ANNO 14 n° 115
Confermato il ricorso in Cassazione: “Paolo vuole andare avanti”
23/06/2012 - 02:09

di Alessia Serangeli

VITERBO – Il giallo di Gradoli diventa più giallo. Perché la sentenza d’Appello non solo non risolve i tanti punti di domanda che da quel sabato 30 maggio di tre anni fa si rincorrono uno dietro l’altro, ma anzi ne aggiunge di nuovi.

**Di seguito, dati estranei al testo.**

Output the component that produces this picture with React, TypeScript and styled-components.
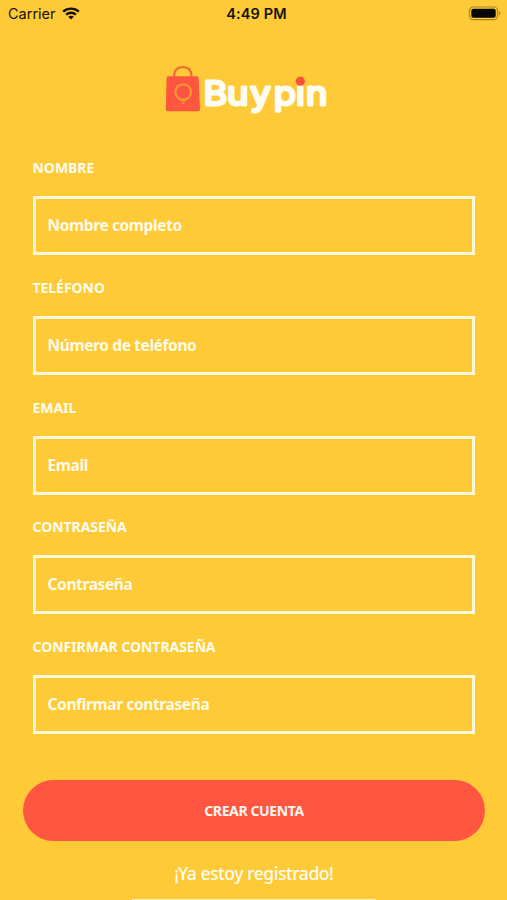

Chi ha seguito e si è appassionato alla storia degli amanti diabolici fin dalle prime battute e credeva che avrebbe smesso di arrovellarsi le meningi si è dovuto ricredere: a caldo, il verdetto emesso ieri l’altro pare aver contribuito ad ingarbugliare ancor di più la già intricata faccenda. Alcun tassello è stato aggiunto al puzzle, anzi: gran parte di quelli inseriti nei sei mesi di indagini preliminari e in sede di procedimento giudiziario di primo grado sono stati smontati in Appello.

Fino alle 13,55 del 21 giugno Ala Ceoban era considerata la “mente del delitto”. Lei, molto più giovane della sorella Tatiana, era arrivata in Italia e aveva accalappiato il cognato Paolo Esposito con l’intenzione di prendere il posto di Tania nella villetta di Cannicelle e nel cuore della piccola Erika (la bambina nata dalla relazione tra Tania ed Esposito).

Quindi aveva convinto l’amante a sbarazzarsi di sorella e nipote (la tredicenne Elena, nata da un precedente matrimonio della moldava 36enne) e, insieme, avevano ordito il piano diabolico. Lei non aveva partecipato materialmente al delitto, ma lo aveva pianificato, aiutando poi Esposito nell’occultamento dei due cadaveri.Questa la ricostruzione che, il 13 maggio dello scorso anno, aveva portato il collegio viterbese presieduto dal giudice Maurizio Pacioni a condannare entrambi al carcere a vita. Giovedì sorso il colpo di scena. Il delitto non è stato premeditato, Ala non ha partecipato all’omicidio, ma soltanto favorito Esposito a nascondere i corpi. Per lei la condanna ad otto anni, di cui tre già scontati.

Il ‘buon’ elettricista di Gradoli con il pallino dei video pedo-hard ha ucciso la figliastra e la madre di sua figlia da solo in un delitto d’impeto. Per lui la sentenza di primo grado è confermata in pieno, ad eccezione del periodo di isolamento diurno: sei mesi anziché un anno.

“Sono andato a trovare Esposito in carcere”, ha riferito l’avvocato Enrico Valentini, all’uscita dal penitenziario viterbese di Mammagialla. “E’ molto provato, ma vuole andare avanti”. Del resto il legale, che aveva definito il verdetto “traballante”, lo aveva già annunciato.

“Le sentenze si impugnano, non si commentano. Ricorreremo al terzo grado di giudizio”. Infatti. “Insieme ai colleghi Mario Rosati e Pierfrancesco Bruno, aspettiamo di conoscere le motivazioni della sentenza (saranno depositate entro sessanta giorni, ndr), dopodiché studieremo la strategia difensiva per il ricorso in Cassazione”. Quel che è certo già da ora, è che tra le istanze da presentare ci sarà “il non accoglimento delle richieste istruttorie da parte della I Corte d’assise d’appello”.